■ Data excerpt ■
┌────────
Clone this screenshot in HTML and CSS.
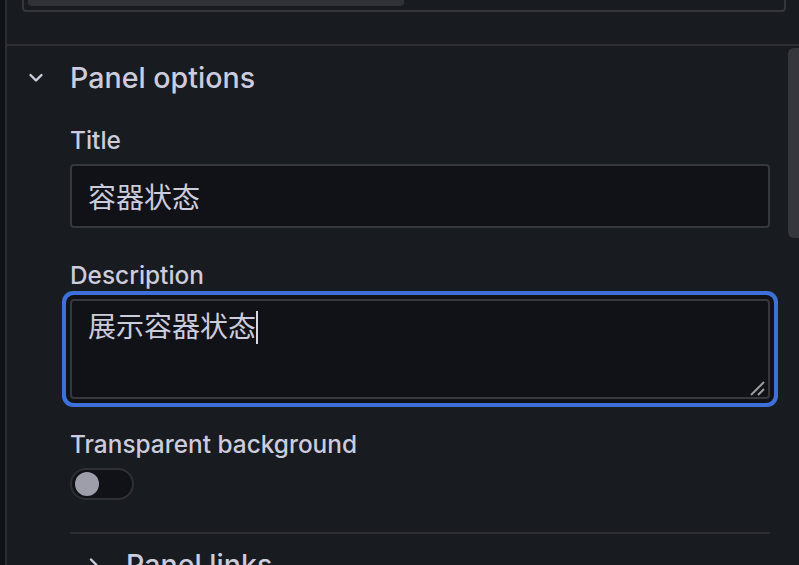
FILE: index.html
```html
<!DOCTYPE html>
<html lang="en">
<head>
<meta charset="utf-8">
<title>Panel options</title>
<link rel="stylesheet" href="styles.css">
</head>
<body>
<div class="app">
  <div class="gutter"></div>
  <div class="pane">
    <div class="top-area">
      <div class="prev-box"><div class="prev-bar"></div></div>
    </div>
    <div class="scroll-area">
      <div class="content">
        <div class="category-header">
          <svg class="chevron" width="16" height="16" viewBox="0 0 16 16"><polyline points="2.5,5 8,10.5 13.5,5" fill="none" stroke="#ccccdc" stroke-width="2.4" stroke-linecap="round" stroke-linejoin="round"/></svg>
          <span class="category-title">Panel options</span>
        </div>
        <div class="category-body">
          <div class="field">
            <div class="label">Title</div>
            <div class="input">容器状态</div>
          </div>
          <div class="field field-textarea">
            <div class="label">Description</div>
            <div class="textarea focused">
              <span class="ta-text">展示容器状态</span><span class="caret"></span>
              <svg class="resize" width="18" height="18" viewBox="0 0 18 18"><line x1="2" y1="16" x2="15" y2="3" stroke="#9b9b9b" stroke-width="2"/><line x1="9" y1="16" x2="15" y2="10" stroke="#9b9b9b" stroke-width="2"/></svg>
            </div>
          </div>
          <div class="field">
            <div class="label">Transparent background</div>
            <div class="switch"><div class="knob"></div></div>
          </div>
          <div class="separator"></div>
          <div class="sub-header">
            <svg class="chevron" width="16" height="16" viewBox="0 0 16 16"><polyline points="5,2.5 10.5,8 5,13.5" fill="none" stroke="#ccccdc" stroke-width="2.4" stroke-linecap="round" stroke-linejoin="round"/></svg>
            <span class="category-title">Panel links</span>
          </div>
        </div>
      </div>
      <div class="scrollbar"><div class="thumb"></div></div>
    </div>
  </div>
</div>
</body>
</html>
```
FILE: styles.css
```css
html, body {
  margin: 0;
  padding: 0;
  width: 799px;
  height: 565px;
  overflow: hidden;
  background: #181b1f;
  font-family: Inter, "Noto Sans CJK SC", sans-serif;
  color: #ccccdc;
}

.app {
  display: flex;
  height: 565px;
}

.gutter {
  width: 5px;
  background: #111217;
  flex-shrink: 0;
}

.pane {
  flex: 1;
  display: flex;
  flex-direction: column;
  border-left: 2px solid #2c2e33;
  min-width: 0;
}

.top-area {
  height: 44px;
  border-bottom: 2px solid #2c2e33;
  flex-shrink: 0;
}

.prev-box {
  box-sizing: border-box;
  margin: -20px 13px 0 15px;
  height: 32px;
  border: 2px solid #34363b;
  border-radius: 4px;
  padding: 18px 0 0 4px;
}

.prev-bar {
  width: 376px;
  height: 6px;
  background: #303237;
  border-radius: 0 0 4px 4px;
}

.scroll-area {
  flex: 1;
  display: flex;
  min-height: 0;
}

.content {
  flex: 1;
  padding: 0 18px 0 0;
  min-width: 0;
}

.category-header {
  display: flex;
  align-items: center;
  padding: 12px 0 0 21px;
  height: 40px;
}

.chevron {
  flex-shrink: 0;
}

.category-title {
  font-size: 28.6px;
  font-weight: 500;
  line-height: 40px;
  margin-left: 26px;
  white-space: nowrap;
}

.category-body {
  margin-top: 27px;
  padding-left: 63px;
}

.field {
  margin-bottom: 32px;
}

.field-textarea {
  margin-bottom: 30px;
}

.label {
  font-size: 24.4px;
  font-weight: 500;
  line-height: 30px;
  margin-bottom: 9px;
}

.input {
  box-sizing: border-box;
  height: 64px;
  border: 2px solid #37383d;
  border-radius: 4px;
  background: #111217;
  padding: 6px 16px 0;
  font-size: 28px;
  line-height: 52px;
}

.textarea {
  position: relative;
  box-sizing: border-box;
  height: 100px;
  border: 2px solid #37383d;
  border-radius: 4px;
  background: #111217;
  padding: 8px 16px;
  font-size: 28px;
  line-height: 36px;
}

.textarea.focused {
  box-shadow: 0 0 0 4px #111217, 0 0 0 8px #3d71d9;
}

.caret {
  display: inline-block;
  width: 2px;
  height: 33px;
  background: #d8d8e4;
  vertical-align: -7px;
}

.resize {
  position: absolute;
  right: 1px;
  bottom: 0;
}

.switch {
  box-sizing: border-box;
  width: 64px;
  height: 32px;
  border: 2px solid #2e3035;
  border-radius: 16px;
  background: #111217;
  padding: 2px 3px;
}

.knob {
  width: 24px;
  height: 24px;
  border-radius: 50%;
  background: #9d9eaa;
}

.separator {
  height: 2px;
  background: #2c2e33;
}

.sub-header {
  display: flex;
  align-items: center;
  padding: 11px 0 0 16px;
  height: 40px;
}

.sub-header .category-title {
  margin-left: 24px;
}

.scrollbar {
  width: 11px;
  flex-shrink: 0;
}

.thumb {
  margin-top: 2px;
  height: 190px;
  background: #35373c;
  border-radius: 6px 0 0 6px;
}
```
└────────
■ Request ■
All of the lines above should be retyped precisely, apart from the pictures.

■ Written response ■
Clone this screenshot in HTML and CSS.
FILE: index.html
```html
<!DOCTYPE html>
<html lang="en">
<head>
<meta charset="utf-8">
<title>Panel options</title>
<link rel="stylesheet" href="styles.css">
</head>
<body>
<div class="app">
  <div class="gutter"></div>
  <div class="pane">
    <div class="top-area">
      <div class="prev-box"><div class="prev-bar"></div></div>
    </div>
    <div class="scroll-area">
      <div class="content">
        <div class="category-header">
          <svg class="chevron" width="16" height="16" viewBox="0 0 16 16"><polyline points="2.5,5 8,10.5 13.5,5" fill="none" stroke="#ccccdc" stroke-width="2.4" stroke-linecap="round" stroke-linejoin="round"/></svg>
          <span class="category-title">Panel options</span>
        </div>
        <div class="category-body">
          <div class="field">
            <div class="label">Title</div>
            <div class="input">容器状态</div>
          </div>
          <div class="field field-textarea">
            <div class="label">Description</div>
            <div class="textarea focused">
              <span class="ta-text">展示容器状态</span><span class="caret"></span>
              <svg class="resize" width="18" height="18" viewBox="0 0 18 18"><line x1="2" y1="16" x2="15" y2="3" stroke="#9b9b9b" stroke-width="2"/><line x1="9" y1="16" x2="15" y2="10" stroke="#9b9b9b" stroke-width="2"/></svg>
            </div>
          </div>
          <div class="field">
            <div class="label">Transparent background</div>
            <div class="switch"><div class="knob"></div></div>
          </div>
          <div class="separator"></div>
          <div class="sub-header">
            <svg class="chevron" width="16" height="16" viewBox="0 0 16 16"><polyline points="5,2.5 10.5,8 5,13.5" fill="none" stroke="#ccccdc" stroke-width="2.4" stroke-linecap="round" stroke-linejoin="round"/></svg>
            <span class="category-title">Panel links</span>
          </div>
        </div>
      </div>
      <div class="scrollbar"><div class="thumb"></div></div>
    </div>
  </div>
</div>
</body>
</html>
```
FILE: styles.css
```css
html, body {
  margin: 0;
  padding: 0;
  width: 799px;
  height: 565px;
  overflow: hidden;
  background: #181b1f;
  font-family: Inter, "Noto Sans CJK SC", sans-serif;
  color: #ccccdc;
}

.app {
  display: flex;
  height: 565px;
}

.gutter {
  width: 5px;
  background: #111217;
  flex-shrink: 0;
}

.pane {
  flex: 1;
  display: flex;
  flex-direction: column;
  border-left: 2px solid #2c2e33;
  min-width: 0;
}

.top-area {
  height: 44px;
  border-bottom: 2px solid #2c2e33;
  flex-shrink: 0;
}

.prev-box {
  box-sizing: border-box;
  margin: -20px 13px 0 15px;
  height: 32px;
  border: 2px solid #34363b;
  border-radius: 4px;
  padding: 18px 0 0 4px;
}

.prev-bar {
  width: 376px;
  height: 6px;
  background: #303237;
  border-radius: 0 0 4px 4px;
}

.scroll-area {
  flex: 1;
  display: flex;
  min-height: 0;
}

.content {
  flex: 1;
  padding: 0 18px 0 0;
  min-width: 0;
}

.category-header {
  display: flex;
  align-items: center;
  padding: 12px 0 0 21px;
  height: 40px;
}

.chevron {
  flex-shrink: 0;
}

.category-title {
  font-size: 28.6px;
  font-weight: 500;
  line-height: 40px;
  margin-left: 26px;
  white-space: nowrap;
}

.category-body {
  margin-top: 27px;
  padding-left: 63px;
}

.field {
  margin-bottom: 32px;
}

.field-textarea {
  margin-bottom: 30px;
}

.label {
  font-size: 24.4px;
  font-weight: 500;
  line-height: 30px;
  margin-bottom: 9px;
}

.input {
  box-sizing: border-box;
  height: 64px;
  border: 2px solid #37383d;
  border-radius: 4px;
  background: #111217;
  padding: 6px 16px 0;
  font-size: 28px;
  line-height: 52px;
}

.textarea {
  position: relative;
  box-sizing: border-box;
  height: 100px;
  border: 2px solid #37383d;
  border-radius: 4px;
  background: #111217;
  padding: 8px 16px;
  font-size: 28px;
  line-height: 36px;
}

.textarea.focused {
  box-shadow: 0 0 0 4px #111217, 0 0 0 8px #3d71d9;
}

.caret {
  display: inline-block;
  width: 2px;
  height: 33px;
  background: #d8d8e4;
  vertical-align: -7px;
}

.resize {
  position: absolute;
  right: 1px;
  bottom: 0;
}

.switch {
  box-sizing: border-box;
  width: 64px;
  height: 32px;
  border: 2px solid #2e3035;
  border-radius: 16px;
  background: #111217;
  padding: 2px 3px;
}

.knob {
  width: 24px;
  height: 24px;
  border-radius: 50%;
  background: #9d9eaa;
}

.separator {
  height: 2px;
  background: #2c2e33;
}

.sub-header {
  display: flex;
  align-items: center;
  padding: 11px 0 0 16px;
  height: 40px;
}

.sub-header .category-title {
  margin-left: 24px;
}

.scrollbar {
  width: 11px;
  flex-shrink: 0;
}

.thumb {
  margin-top: 2px;
  height: 190px;
  background: #35373c;
  border-radius: 6px 0 0 6px;
}
```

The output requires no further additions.